入ってみてすぐ分かったことは,広い,ということだ.失敗した.2時間程度じゃくまなく見ていられない.インフォメに日本語音声ガイドCD の貸し出しの案内もあったけど,悠長に聞いてはいられないし,現金もなかったのでこれまたやめた.

Water Lane をてくてく歩いて St.

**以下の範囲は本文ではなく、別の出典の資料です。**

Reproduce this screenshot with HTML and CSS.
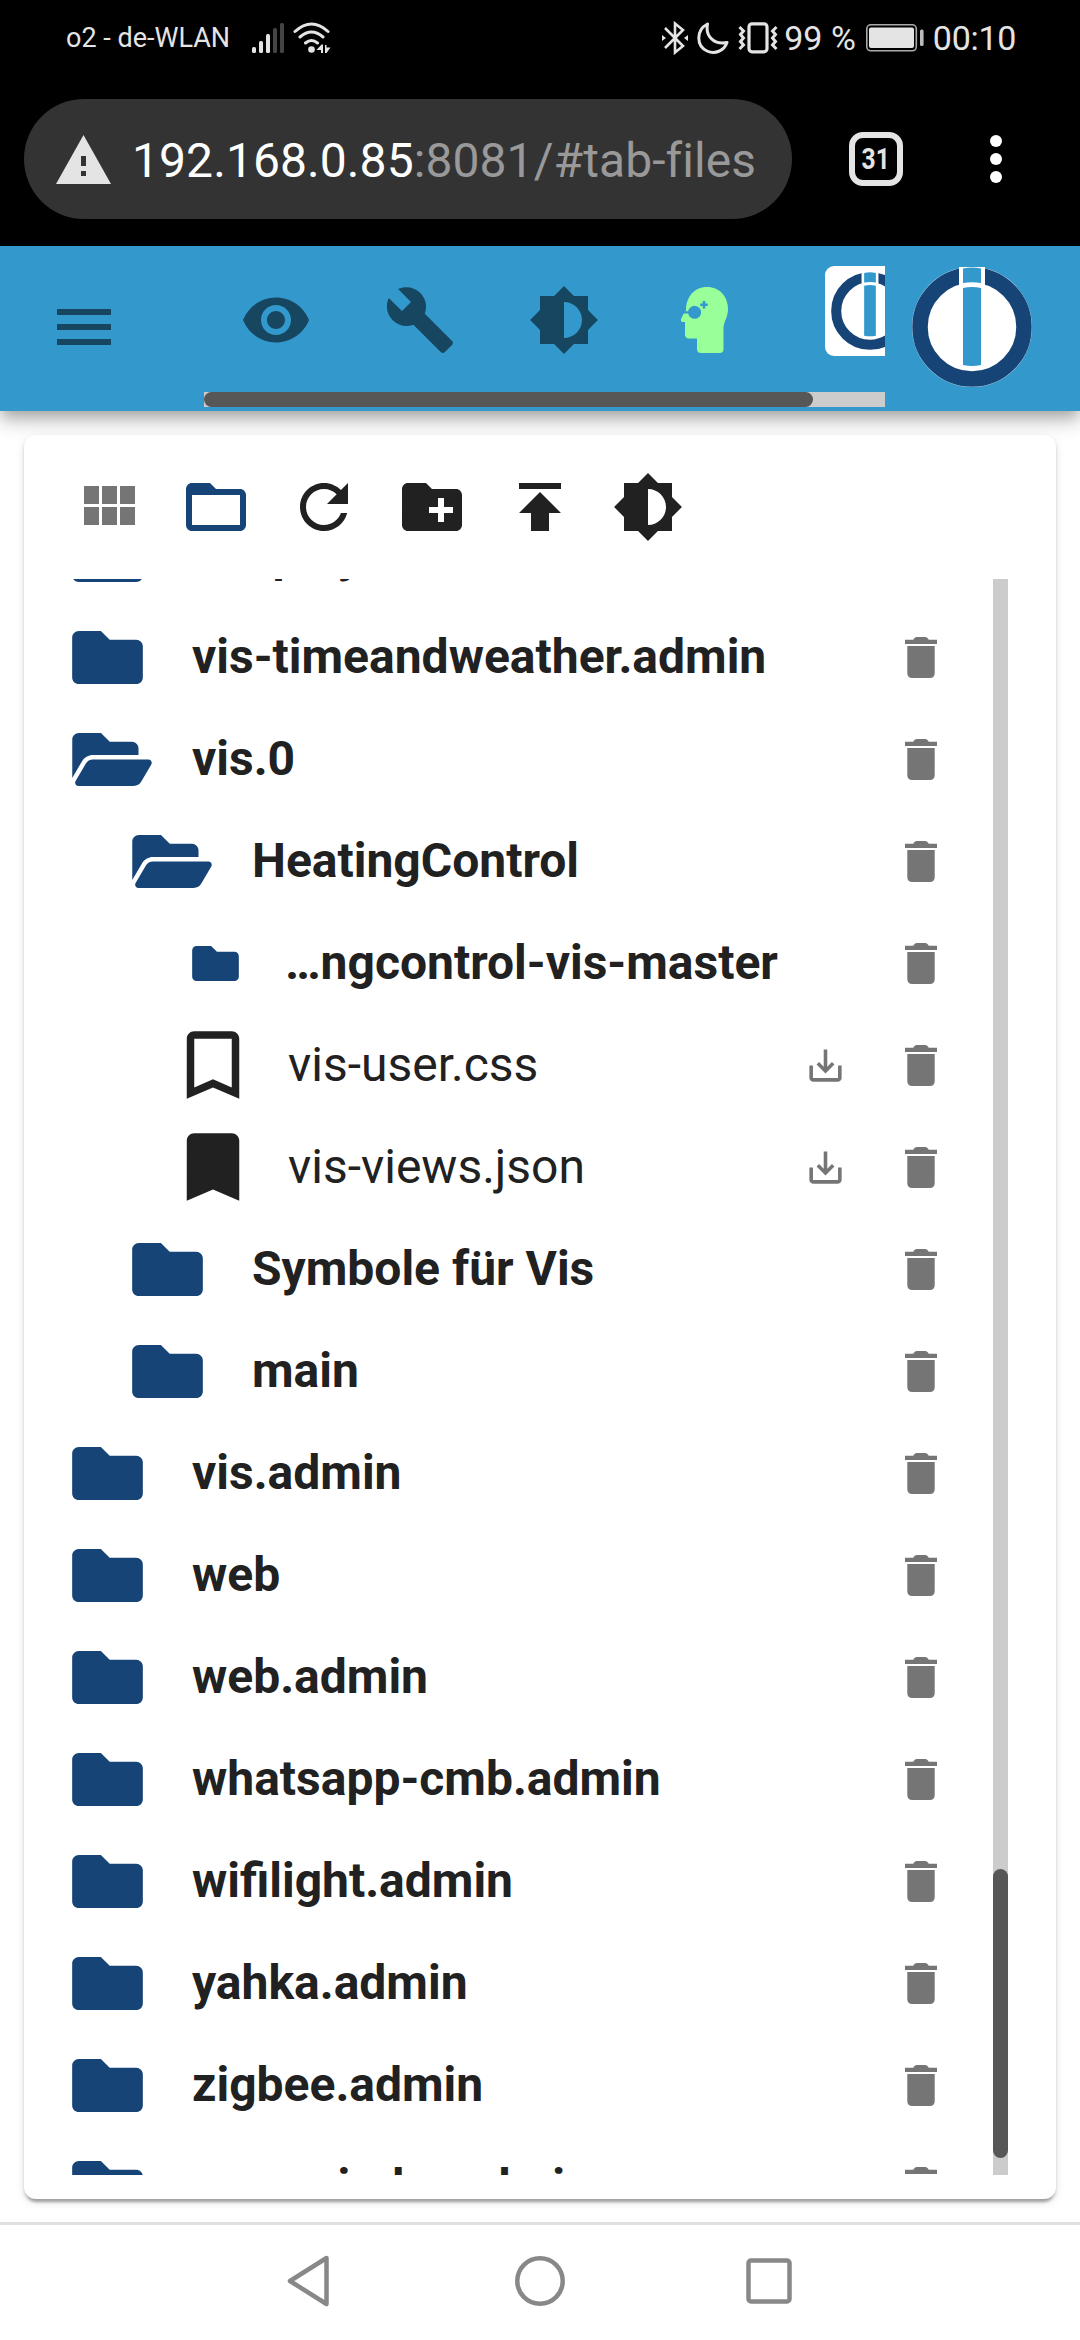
FILE: index.html
```html
<!DOCTYPE html>
<html lang="de">
<head>
    <meta charset="UTF-8">
    <meta name="viewport" content="width=device-width, initial-scale=1.0">
    <title>ioBroker.admin</title>
    <link rel="stylesheet" href="styles.css">
</head>
<body>

    <!-- Icons -->
    <svg class="sprite">
        <symbol id="folder" viewBox="0 64 512 384"><path d="M464 128H272l-64-64H48C21.49 64 0 85.49 0 112v288c0 26.51 21.49 48 48 48h416c26.51 0 48-21.49 48-48V176c0-26.51-21.49-48-48-48z"/></symbol>
        <symbol id="folder-open" viewBox="0 64 576 384"><path d="M572.694 292.093L500.27 416.248A63.997 63.997 0 0 1 444.989 448H45.025c-18.523 0-30.064-20.093-20.731-36.093l72.424-124.155A64 64 0 0 1 152 256h399.964c18.523 0 30.064 20.093 20.73 36.093zM152 224h328v-48c0-26.51-21.49-48-48-48H272l-64-64H48C21.49 64 0 85.49 0 112v278.046l69.077-118.418C86.214 242.25 117.989 224 152 224z"/></symbol>
        <symbol id="trash" viewBox="0 0 32 41"><path d="M0 2.700h8.200Q9.600 0 11.500 0h9Q22.400 0 23.800 2.700H32V7H0zM2.300 9h27.400v27q0 5-5 5H7.300q-5 0-5-5z"/></symbol>
        <symbol id="download" viewBox="0 0 24 24"><path d="M19 12v7H5v-7H3v7c0 1.100.9 2 2 2h14c1.100 0 2-.9 2-2v-7h-2zm-6 .67l2.590-2.580L17 11.500l-5 5-5-5 1.410-1.410L11 12.670V3h2z"/></symbol>
        <symbol id="brightness" viewBox="0 0 24 24"><path d="M20 15.310L23.310 12 20 8.690V4h-4.690L12 .69 8.690 4H4v4.690L.69 12 4 15.310V20h4.690L12 23.310 15.310 20H20v-4.690zM12 18V6c3.310 0 6 2.690 6 6s-2.690 6-6 6z"/></symbol>
        <symbol id="logo" viewBox="0 0 120 120">
            <circle cx="60" cy="60" r="60" fill="#fff"/>
            <circle cx="60" cy="60" r="52" fill="none" stroke="#164477" stroke-width="15.500"/>
            <path fill="#fff" d="M47 0h26v24H47z"/>
            <path fill="#39c" d="M51 1.500q9-2 18 0V16q-9-1.500-18 0zM51 21q9-2 18 0v77q-9 2-18 0z"/>
        </symbol>
    </svg>

    <div class="status-bar">
        <span class="carrier">o2 - de-WLAN</span>
        <svg class="signal" width="28" height="32" viewBox="0 0 28 32">
            <g fill="#e4e4e4">
                <rect y="25" width="4" height="6" rx="1.500"/>
                <rect x="7" y="19" width="4" height="12" rx="1.500"/>
                <rect x="14" y="12" width="4" height="19" rx="1.500"/>
            </g>
            <g fill="#444">
                <rect x="21" y="6" width="4" height="25" rx="1.500"/>
                <rect x="28" y="1" width="4" height="30" rx="1.500"/>
            </g>
        </svg>
        <svg class="wifi" width="38" height="32" viewBox="0 0 38 32">
            <g fill="none" stroke="#e4e4e4" stroke-width="3" stroke-linecap="round">
                <path d="M2 9.500q16.500-15 33 0M7 15q11.500-10 23 0M12.500 21q6-5 12 0"/>
            </g>
            <circle cx="18.500" cy="27.500" r="3.300" fill="#e4e4e4"/>
            <path fill="#e4e4e4" d="M23.500 28l5-5.500h1.500v8.500h-2v-3zM32 23h1.500v2.500h4L33.500 31H32z"/>
        </svg>
        <div class="status-right">
            <svg width="26" height="34" viewBox="0 0 26 34" fill="none" stroke="#e4e4e4" stroke-width="2.600">
                <path d="M3 7l18 18-8 6.500v-29L21 9 3 27"/>
                <path fill="#e4e4e4" stroke="none" d="M0 14l4 3-4 3zM26 14l-4 3 4 3z"/>
            </svg>
            <svg class="moon" width="32" height="32" viewBox="0 0 32 32">
                <path fill="none" stroke="#e4e4e4" stroke-width="3" stroke-linejoin="round" d="M10.500 2C-1 8-1 24 10 29c8 3.500 17 0 20-8.500C18 23 8 15 10.500 2z"/>
            </svg>
            <svg class="vibrate" width="40" height="32" viewBox="0 0 40 32" fill="none" stroke="#e4e4e4">
                <rect x="11" y="1.800" width="18" height="28" rx="3" stroke-width="3.200"/>
                <path stroke-width="3" d="M1.500 5l4 4-3 3.500 3 3.500-3 3.500 3 3.500-4 4M38.500 5l-4 4 3 3.500-3 3.500 3 3.500-3 3.500 4 4"/>
            </svg>
            <span class="percent">99 %</span>
            <svg class="battery" width="58" height="28" viewBox="0 0 58 28">
                <rect x=".8" y=".8" width="49.500" height="26" rx="4" fill="none" stroke="#aaa" stroke-width="1.600"/>
                <rect x="3" y="3.500" width="45" height="20.500" rx="2" fill="#e4e4e4"/>
                <rect x="54" y="5.500" width="3.600" height="16.500" rx="1.500" fill="#bbb"/>
            </svg>
            <span class="time">00:10</span>
        </div>
    </div>

    <div class="browser-bar">
        <div class="address">
            <svg width="55" height="49" viewBox="0 0 55 49"><path fill="#e4e4e4" fill-rule="evenodd" d="M27.500 0L55 49H0zM25 21v10h5V21zM25 36v5h5v-5z"/></svg>
            <div class="url">192.168.0.85<span>:8081/#tab-files</span></div>
        </div>
        <div class="tabs"><span>31</span></div>
        <div class="dots"><i></i><i></i><i></i></div>
    </div>

    <header class="app-bar">
        <svg class="menu" width="72" height="72" viewBox="0 0 24 24"><path d="M3 18h18v-2H3v2zm0-5h18v-2H3v2zm0-7v2h18V6H3z"/></svg>
        <div class="app-scroll">
            <div class="app-icons">
                <svg viewBox="0 0 24 24"><path d="M12 4.500C7 4.500 2.730 7.610 1 12c1.730 4.390 6 7.500 11 7.500s9.270-3.110 11-7.500c-1.730-4.390-6-7.500-11-7.500zM12 17c-2.760 0-5-2.240-5-5s2.240-5 5-5 5 2.240 5 5-2.240 5-5 5zm0-8c-1.660 0-3 1.340-3 3s1.340 3 3 3 3-1.340 3-3-1.340-3-3-3z"/></svg>
                <svg viewBox="0 0 24 24"><path d="M22.700 19l-9.100-9.100c.9-2.300.4-5-1.500-6.900-2-2-5-2.400-7.400-1.300L9 6 6 9 1.600 4.700C.4 7.100.9 10.100 2.900 12.100c1.900 1.900 4.600 2.400 6.900 1.500l9.100 9.100c.4.4 1 .4 1.400 0l2.300-2.300c.5-.4.5-1.100.1-1.400z"/></svg>
                <svg><use href="#brightness"/></svg>
                <svg class="expert" viewBox="0 0 72 72">
                    <path d="M14 27C14 13 22 3 35 3c13 0 21 10 21 22 0 9-4.500 12-4.500 20v20q0 4-4 4H29q-4 0-4-4V54.500h-8q-4 0-4-4V38h-3q-1.500-.5-1-3l4-8z"/>
                    <path fill="#39c" d="M11 27.200h5.200a6.500 6.500 0 1 1 0 2.300H11zM30.700 17v2.400h-2.500V22h2.500v2.500h2.600V22h2.500v-2.600h-2.500V17z"/>
                </svg>
                <div class="host"><svg><use href="#logo"/></svg></div>
            </div>
            <div class="h-track"><div class="h-thumb"></div></div>
        </div>
        <svg class="logo"><use href="#logo"/></svg>
    </header>

    <main class="card">
        <div class="toolbar">
            <svg viewBox="0 0 24 24" class="grey"><path d="M4 11h5V5H4v6zm0 7h5v-6H4v6zm6 0h5v-6h-5v6zm6 0h5v-6h-5v6zm-6-7h5V5h-5v6zm6-6v6h5V5h-5z"/></svg>
            <svg viewBox="0 0 24 24" class="blue"><path d="M20 6h-8l-2-2H4c-1.100 0-1.990.9-1.990 2L2 18c0 1.100.9 2 2 2h16c1.100 0 2-.9 2-2V8c0-1.100-.9-2-2-2zm0 12H4V8h16v10z"/></svg>
            <svg viewBox="0 0 24 24"><path d="M17.650 6.350C16.200 4.900 14.210 4 12 4c-4.420 0-7.990 3.580-7.990 8s3.570 8 7.990 8c3.730 0 6.840-2.550 7.730-6h-2.080c-.82 2.330-3.040 4-5.650 4-3.310 0-6-2.690-6-6s2.690-6 6-6c1.660 0 3.140.69 4.220 1.780L13 11h7V4l-2.350 2.350z"/></svg>
            <svg viewBox="0 0 24 24"><path d="M20 6h-8l-2-2H4c-1.110 0-1.990.89-1.990 2L2 18c0 1.110.89 2 2 2h16c1.110 0 2-.89 2-2V8c0-1.110-.89-2-2-2zm-1 8h-3v3h-2v-3h-3v-2h3V9h2v3h3v2z"/></svg>
            <svg viewBox="0 0 24 24"><path d="M5 4v2h14V4H5zm0 10h4v6h6v-6h4l-7-7-7 7z"/></svg>
            <svg><use href="#brightness"/></svg>
        </div>
        <div class="files">
            <div class="tree">
                <div class="row"><svg class="folder"><use href="#folder"/></svg><span class="name">vis-players</span><svg class="trash"><use href="#trash"/></svg></div>
                <div class="row"><svg class="folder"><use href="#folder"/></svg><span class="name">vis-timeandweather.admin</span><svg class="trash"><use href="#trash"/></svg></div>
                <div class="row"><svg class="folder open"><use href="#folder-open"/></svg><span class="name">vis.0</span><svg class="trash"><use href="#trash"/></svg></div>
                <div class="row level-1"><svg class="folder open"><use href="#folder-open"/></svg><span class="name">HeatingControl</span><svg class="trash"><use href="#trash"/></svg></div>
                <div class="row level-2"><svg class="folder small"><use href="#folder"/></svg><span class="name">…ngcontrol-vis-master</span><svg class="trash"><use href="#trash"/></svg></div>
                <div class="row file"><svg class="mark" viewBox="0 0 24 24"><path d="M17 3H7c-1.100 0-1.990.9-1.990 2L5 21l7-3 7 3V5c0-1.100-.9-2-2-2zm0 15l-5-2.180L7 18V5h10v13z"/></svg><span class="name">vis-user.css</span><svg class="download"><use href="#download"/></svg><svg class="trash"><use href="#trash"/></svg></div>
                <div class="row file"><svg class="mark" viewBox="0 0 24 24"><path d="M17 3H7c-1.100 0-1.990.9-1.990 2L5 21l7-3 7 3V5c0-1.100-.9-2-2-2z"/></svg><span class="name">vis-views.json</span><svg class="download"><use href="#download"/></svg><svg class="trash"><use href="#trash"/></svg></div>
                <div class="row level-1"><svg class="folder"><use href="#folder"/></svg><span class="name">Symbole für Vis</span><svg class="trash"><use href="#trash"/></svg></div>
                <div class="row level-1"><svg class="folder"><use href="#folder"/></svg><span class="name">main</span><svg class="trash"><use href="#trash"/></svg></div>
                <div class="row"><svg class="folder"><use href="#folder"/></svg><span class="name">vis.admin</span><svg class="trash"><use href="#trash"/></svg></div>
                <div class="row"><svg class="folder"><use href="#folder"/></svg><span class="name">web</span><svg class="trash"><use href="#trash"/></svg></div>
                <div class="row"><svg class="folder"><use href="#folder"/></svg><span class="name">web.admin</span><svg class="trash"><use href="#trash"/></svg></div>
                <div class="row"><svg class="folder"><use href="#folder"/></svg><span class="name">whatsapp-cmb.admin</span><svg class="trash"><use href="#trash"/></svg></div>
                <div class="row"><svg class="folder"><use href="#folder"/></svg><span class="name">wifilight.admin</span><svg class="trash"><use href="#trash"/></svg></div>
                <div class="row"><svg class="folder"><use href="#folder"/></svg><span class="name">yahka.admin</span><svg class="trash"><use href="#trash"/></svg></div>
                <div class="row"><svg class="folder"><use href="#folder"/></svg><span class="name">zigbee.admin</span><svg class="trash"><use href="#trash"/></svg></div>
                <div class="row"><svg class="folder"><use href="#folder"/></svg><span class="name">zoneminder.admin</span><svg class="trash"><use href="#trash"/></svg></div>
            </div>
            <div class="v-track"><div class="v-thumb"></div></div>
        </div>
    </main>

    <nav class="nav-bar">
        <svg width="44" height="52" viewBox="0 0 44 52"><path d="M39.500 3L3 26l36.500 23z"/></svg>
        <svg width="50" height="50" viewBox="0 0 50 50"><circle cx="25" cy="25" r="22.700"/></svg>
        <svg width="46" height="46" viewBox="0 0 46 46"><rect x="2.500" y="2.500" width="41" height="41" rx="2.500"/></svg>
    </nav>

</body>
</html>
```
FILE: styles.css
```css
* {
    box-sizing: border-box;
    margin: 0;
    padding: 0;
}

body {
    width: 1080px;
    height: 2340px;
    overflow: hidden;
    display: flex;
    flex-direction: column;
    font-family: Roboto, sans-serif;
    background-color: #fff;
    color: #212121;
}

svg {
    display: block;
    flex-shrink: 0;
}

.sprite {
    display: none;
}

/* Status bar */
.status-bar {
    height: 75px;
    flex-shrink: 0;
    display: flex;
    align-items: center;
    padding: 0 64px 0 66px;
    background-color: #000;
    color: #e4e4e4;
    font-size: 34px;
}

.carrier {
    width: 186px;
    font-size: 27px;
    white-space: nowrap;
}

.signal {
    overflow: visible;
}

.wifi {
    margin-left: 13px;
}

.status-right {
    display: flex;
    align-items: center;
    margin-left: auto;
}

.moon {
    margin-left: 9px;
}

.vibrate {
    margin-left: 9px;
}

.percent {
    margin: 0 10px 0 6px;
    white-space: nowrap;
}

.battery {
    margin-right: 9px;
}

.time {
    letter-spacing: -0.3px;
}

/* Browser bar */
.browser-bar {
    height: 171px;
    flex-shrink: 0;
    display: flex;
    align-items: center;
    padding: 0 0 3px 24px;
    background-color: #000;
}

.address {
    width: 768px;
    height: 120px;
    border-radius: 60px;
    display: flex;
    align-items: center;
    padding-left: 32px;
    background-color: #333;
}

.url {
    margin-left: 21px;
    padding-top: 2px;
    font-size: 48px;
    letter-spacing: 0.08px;
    color: #fff;
    white-space: nowrap;
}

.url span {
    color: #999;
}

.tabs {
    width: 54px;
    height: 54px;
    margin-left: 57px;
    border: 6px solid #e4e4e4;
    border-radius: 14px;
    color: #e4e4e4;
    font-size: 29px;
    font-weight: 700;
    line-height: 42px;
    text-align: center;
}

.tabs span {
    display: inline-block;
    transform: scaleX(0.85);
}

.dots {
    display: flex;
    flex-direction: column;
    gap: 6px;
    margin-left: 87px;
}

.dots i {
    width: 12px;
    height: 12px;
    border-radius: 50%;
    background-color: #fff;
}

/* App bar */
.app-bar {
    height: 165px;
    flex-shrink: 0;
    display: flex;
    align-items: center;
    padding-bottom: 3px;
    background-color: #39c;
    box-shadow: 0 6px 12px -3px rgba(0, 0, 0, 0.2), 0 12px 15px rgba(0, 0, 0, 0.14), 0 3px 30px rgba(0, 0, 0, 0.12);
}

.menu {
    margin-left: 48px;
    fill: #174760;
}

.app-scroll {
    width: 681px;
    height: 160px;
    margin-left: 84px;
    overflow: hidden;
}

.app-icons {
    display: flex;
    align-items: center;
    gap: 72px;
    height: 145px;
    padding: 1px 0 0 36px;
}

.app-icons svg {
    width: 72px;
    height: 72px;
    fill: #174760;
}

.app-icons .expert {
    fill: #9f9;
}

.app-icons .host {
    width: 90px;
    height: 90px;
    flex-shrink: 0;
    display: flex;
    align-items: center;
    justify-content: center;
    margin: 0 0 18px 9px;
    border-radius: 9px;
    background-color: #fff;
}

.app-icons .host svg {
    width: 78px;
    height: 78px;
}

.h-track {
    height: 15px;
    background-color: #ccc;
}

.h-thumb {
    width: 609px;
    height: 15px;
    border-radius: 8px;
    background-color: #575757;
}

.logo {
    width: 120px;
    height: 120px;
    margin-left: 27px;
}

/* Files */
.card {
    position: relative;
    height: 1764px;
    flex-shrink: 0;
    margin: 24px 24px 0;
    padding: 36px 48px 24px 24px;
    border-radius: 12px;
    background-color: #fff;
    box-shadow: 0 6px 3px -3px rgba(0, 0, 0, 0.2), 0 3px 3px rgba(0, 0, 0, 0.14), 0 3px 9px rgba(0, 0, 0, 0.12);
}

.toolbar {
    display: flex;
    gap: 36px;
    height: 108px;
    padding-left: 24px;
}

.toolbar svg {
    width: 72px;
    height: 72px;
    fill: #212121;
}

.toolbar .grey {
    fill: #757575;
}

.toolbar .blue {
    fill: #164477;
}

.files {
    display: flex;
    height: 1596px;
    overflow: hidden;
}

.tree {
    flex: 1;
    margin-top: -75px;
}

.row {
    display: flex;
    align-items: center;
    height: 102px;
    padding: 0 56px 0 24px;
    font-size: 48px;
    font-weight: 700;
    white-space: nowrap;
}

.level-1 {
    padding-left: 84px;
}

.level-2 {
    padding-left: 144px;
}

.file {
    padding-left: 120px;
    font-weight: 400;
}

.folder {
    width: 71px;
    height: 53px;
    margin-right: 49px;
    fill: #164477;
}

.folder.open {
    width: 80px;
    margin-right: 40px;
}

.folder.small {
    width: 47px;
    height: 35px;
    margin-right: 46px;
}

.mark {
    width: 90px;
    height: 90px;
    margin-right: 30px;
    fill: #212121;
}

.name {
    flex: 1;
    padding-bottom: 2px;
}

.download {
    width: 43px;
    height: 43px;
    margin-right: 58px;
    fill: #757575;
}

.trash {
    width: 32px;
    height: 41px;
    fill: #757575;
}

.v-track {
    width: 15px;
    padding-top: 1290px;
    background-color: #ccc;
}

.v-thumb {
    height: 289px;
    border-radius: 8px;
    background-color: #575757;
}

/* Navigation bar */
.nav-bar {
    flex: 1;
    display: flex;
    align-items: center;
    margin-top: 23px;
    padding: 0 0 4px 287px;
    border-top: 3px solid #e0e0e0;
}

.nav-bar svg {
    margin-right: 184px;
    fill: none;
    stroke: #888;
    stroke-width: 4.500;
    stroke-linejoin: round;
}

.nav-bar svg + svg {
    margin-right: 181px;
}
```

Thomas's Tower だのなんだのを現物して歩く.僕は知らなかったのだけど,ロンドン塔は武器庫として機能していたこともあるようだ.武器をきれいに並べる芸術というのがあるそうで,いくつかの部屋で見事な展示があった.そうそう,秀忠がジェームズI に贈った胴丸があったよ.

1羽や ないやん

カラスたち
カラスたち
黒い点々は全部カラス.左にあるケージはカラス小屋.ロンドン塔からカラスがいなくなったら王室は転覆するという予言されたがためにロンドン塔ではカラスの世話係がいる.飼っているカラスは風切り羽が抜いてあって飛べない.ズルじゃん.

一生懸命,いつもの僕に似ず飛ばし飛ばし見てるんだけど,とても全部回る時間はない.とりあえず,カラスだけは!と上を歩いている時に見つけたカラス小屋に急ぐ.エエ,カラスだけのために行きましたとも,ロンドン塔.

途中のお店にケルティックな銀製ブローチが売られていて,これ欲しいなーなんて思いながら出てきたら,日本人女性がビーフィーターのかっこうした等身大クマちゃん人形をカメラで写している.ニヤッとしてたら案の定「写してくれ」と頼まれた.だが,力いっぱい失敗してしまったような気がする.名も知らぬおねーさん,すんません.写しましょうか? と言われたが,丁重にお断りした


カラス小屋
カラス小屋

10時10分,カラス小屋に到着.あのね,僕,塔のてっぺんにカラスが1羽住んでるんだと思ってたの.ところが,ロンドン塔は前述のとおり尖塔ではなかったし,カラスは芝生のわりと大きなゲージに飼われていたの.それも複数.でもって,飼われていないカラスも寄ってきていて,周りに「カラスに注意」という看板があった.

それから,ホワイトタワーに行った.幽閉された著名人の落書きがいっぱいあって,そこに居座っているビーフィーターに頼むと各国語に訳したファイルを貸してくれるようになっていた.

どこにでもいるマッチ棒さん
どこにでもいるマッチ棒さん
そういえば,ロンドン名物ビーフィーターを写すのをすっかり忘れてた.Beefeater は Yeoman Warder の愛称で,ロンドン塔の看守.酒好きなら 英国製のジン Beefeater というのを知ってるかもしれません.その酒瓶のラベルに Beefeater のおじさんの絵が描いてあります.

ホワイトタワーからクラウンジュエル側に出ると,ひゃー,ここにもマッチ棒さんが!どこにでもいるんだなぁ.ちょうど11時で交代をしていた.実はこのクラウン・ジュエルが大きな目玉だったらしいんだが(世界一デカいダイヤがあるとか),僕はそんなこと知らなかった.僕がロンドン塔に来たのはひとえにカラスのためだったからだ.そんなわけで,時間もないしとばかりにそこは見なかった.かわりにビーフィーターのおっちゃんに疑問をぶつけてみた.
「あの〜,あそこにいる人だけど」
「ありゃ Guard(=近衛兵)だよ」
「灰色の服着てるけど,絵葉書じゃ赤かった」
「ああ,そりゃ夏服だよ.7月から8月は赤いんだ」
そんな!その2ヶ月だけの服装が世界的認識になってんのって詐欺だ!
「おっちゃんの服の印はやっぱエリザベス2世のことなの?」
「うん」
「で,王様が変わったら?」
「変わるよ」
う〜ん,チャールズになったらどんな印になるのかな.それにチャールズって何世になるの? 訊いてくりゃよかった.